Effect of partial distinguishability on quantum supremacy in Gaussian Boson sampling

Abstract Gaussian boson sampling (GBS) allows for a way to demonstrate quantum supremacy with the relatively modest experimental resources of squeezed light sources, linear optics, and photon detection. In a realistic experimental setting, numerous effects can modify the complexity of the sampling, in particular loss, partial distinguishability of the photons, and the use of threshold detectors rather than photon counting detectors. In this paper, we investigate GBS with partial distinguishability using an approach based on virtual modes and indistinguishability efficiency. We develop a model using these concepts and derive the probabilities of measuring a specific output pattern from partially distinguishable and lossy GBS for both types of detectors. In the case of threshold detectors, the probability as calculated by the Torontonian is a special case under our framework.
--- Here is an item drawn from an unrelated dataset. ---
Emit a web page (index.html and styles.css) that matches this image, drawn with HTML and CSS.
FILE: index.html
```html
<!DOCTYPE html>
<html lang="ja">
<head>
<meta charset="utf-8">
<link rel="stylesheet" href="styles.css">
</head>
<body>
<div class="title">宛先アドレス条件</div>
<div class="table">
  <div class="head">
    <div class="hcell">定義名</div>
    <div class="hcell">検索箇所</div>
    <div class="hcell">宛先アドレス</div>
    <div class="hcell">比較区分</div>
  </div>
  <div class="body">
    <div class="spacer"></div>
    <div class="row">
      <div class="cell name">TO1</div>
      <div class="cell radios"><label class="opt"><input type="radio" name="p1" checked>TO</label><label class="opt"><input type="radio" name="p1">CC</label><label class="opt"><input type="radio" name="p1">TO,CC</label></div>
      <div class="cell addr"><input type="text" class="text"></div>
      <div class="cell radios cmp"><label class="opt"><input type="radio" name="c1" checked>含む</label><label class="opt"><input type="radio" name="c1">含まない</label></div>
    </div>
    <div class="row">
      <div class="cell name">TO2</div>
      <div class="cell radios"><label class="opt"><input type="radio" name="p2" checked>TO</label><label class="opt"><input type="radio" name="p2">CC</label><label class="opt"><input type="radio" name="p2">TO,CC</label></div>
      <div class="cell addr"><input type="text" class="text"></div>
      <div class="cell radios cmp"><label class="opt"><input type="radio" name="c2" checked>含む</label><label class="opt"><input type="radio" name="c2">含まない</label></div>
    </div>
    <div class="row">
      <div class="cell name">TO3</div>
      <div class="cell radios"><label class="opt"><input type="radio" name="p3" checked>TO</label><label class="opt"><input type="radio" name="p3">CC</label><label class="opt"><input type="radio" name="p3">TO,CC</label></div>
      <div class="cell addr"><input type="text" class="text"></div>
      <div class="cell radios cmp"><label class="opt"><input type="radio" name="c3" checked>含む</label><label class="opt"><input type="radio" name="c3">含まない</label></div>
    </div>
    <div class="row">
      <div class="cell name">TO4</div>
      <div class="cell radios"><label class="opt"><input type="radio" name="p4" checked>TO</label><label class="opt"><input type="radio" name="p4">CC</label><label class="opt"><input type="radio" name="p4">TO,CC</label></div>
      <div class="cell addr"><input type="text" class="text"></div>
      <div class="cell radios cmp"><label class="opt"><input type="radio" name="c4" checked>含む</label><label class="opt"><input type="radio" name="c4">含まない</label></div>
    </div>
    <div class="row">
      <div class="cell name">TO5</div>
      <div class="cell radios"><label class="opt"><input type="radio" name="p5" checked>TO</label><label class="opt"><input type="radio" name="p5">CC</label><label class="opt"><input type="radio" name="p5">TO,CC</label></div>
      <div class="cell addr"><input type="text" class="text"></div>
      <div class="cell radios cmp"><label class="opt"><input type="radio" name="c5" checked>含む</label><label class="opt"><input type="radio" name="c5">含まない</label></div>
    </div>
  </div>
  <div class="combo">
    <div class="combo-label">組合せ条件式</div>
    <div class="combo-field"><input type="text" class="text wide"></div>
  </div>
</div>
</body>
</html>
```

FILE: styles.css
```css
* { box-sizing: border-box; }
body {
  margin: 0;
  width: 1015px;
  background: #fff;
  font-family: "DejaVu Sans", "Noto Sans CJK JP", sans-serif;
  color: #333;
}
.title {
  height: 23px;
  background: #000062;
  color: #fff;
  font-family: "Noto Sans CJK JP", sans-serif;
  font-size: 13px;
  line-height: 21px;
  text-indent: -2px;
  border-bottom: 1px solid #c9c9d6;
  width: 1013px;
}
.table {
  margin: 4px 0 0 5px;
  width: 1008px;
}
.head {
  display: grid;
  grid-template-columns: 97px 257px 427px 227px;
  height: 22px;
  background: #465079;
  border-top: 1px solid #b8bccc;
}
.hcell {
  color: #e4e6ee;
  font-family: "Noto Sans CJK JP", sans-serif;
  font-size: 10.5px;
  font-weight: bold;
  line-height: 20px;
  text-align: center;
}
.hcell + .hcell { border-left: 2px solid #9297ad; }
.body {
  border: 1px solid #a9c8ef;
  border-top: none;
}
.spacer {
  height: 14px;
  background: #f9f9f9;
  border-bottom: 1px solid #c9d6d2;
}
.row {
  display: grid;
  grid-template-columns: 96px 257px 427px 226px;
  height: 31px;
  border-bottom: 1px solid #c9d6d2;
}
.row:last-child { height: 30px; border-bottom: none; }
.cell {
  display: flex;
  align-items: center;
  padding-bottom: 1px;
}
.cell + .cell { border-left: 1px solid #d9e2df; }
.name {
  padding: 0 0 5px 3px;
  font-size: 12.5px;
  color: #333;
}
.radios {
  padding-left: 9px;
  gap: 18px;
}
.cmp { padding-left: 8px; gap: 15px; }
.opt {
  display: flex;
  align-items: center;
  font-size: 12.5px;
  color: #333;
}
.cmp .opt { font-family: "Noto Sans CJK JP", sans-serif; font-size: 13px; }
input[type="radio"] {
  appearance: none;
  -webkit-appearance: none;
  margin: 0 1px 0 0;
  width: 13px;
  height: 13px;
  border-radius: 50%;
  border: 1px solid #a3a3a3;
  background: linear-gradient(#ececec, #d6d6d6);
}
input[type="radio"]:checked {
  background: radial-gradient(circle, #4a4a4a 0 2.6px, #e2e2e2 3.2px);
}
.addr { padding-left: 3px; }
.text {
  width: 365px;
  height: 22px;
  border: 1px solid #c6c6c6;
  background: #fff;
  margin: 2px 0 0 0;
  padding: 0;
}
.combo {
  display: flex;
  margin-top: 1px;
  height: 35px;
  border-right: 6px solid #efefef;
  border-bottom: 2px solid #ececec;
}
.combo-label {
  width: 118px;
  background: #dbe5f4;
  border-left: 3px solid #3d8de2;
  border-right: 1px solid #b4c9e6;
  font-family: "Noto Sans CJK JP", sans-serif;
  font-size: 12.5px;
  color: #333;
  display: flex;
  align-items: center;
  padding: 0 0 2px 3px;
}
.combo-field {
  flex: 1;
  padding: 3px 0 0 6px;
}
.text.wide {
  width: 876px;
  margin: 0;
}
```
By analyzing the expressions of these probabilities we propose an efficient classical simulation algorithm which can be used to calculate the probabilities. Our model and algorithm provide foundations for an approximate method for calculating probabilities. It also allows for a way to design sampling algorithms that are not only compatible with existing algorithms for ideal GBS, but can also reduce their complexity exponentially, depending on the indistinguishability efficiency. Using this we show how the boundary of quantum supremacy in GBS can be affected by partial distinguishability.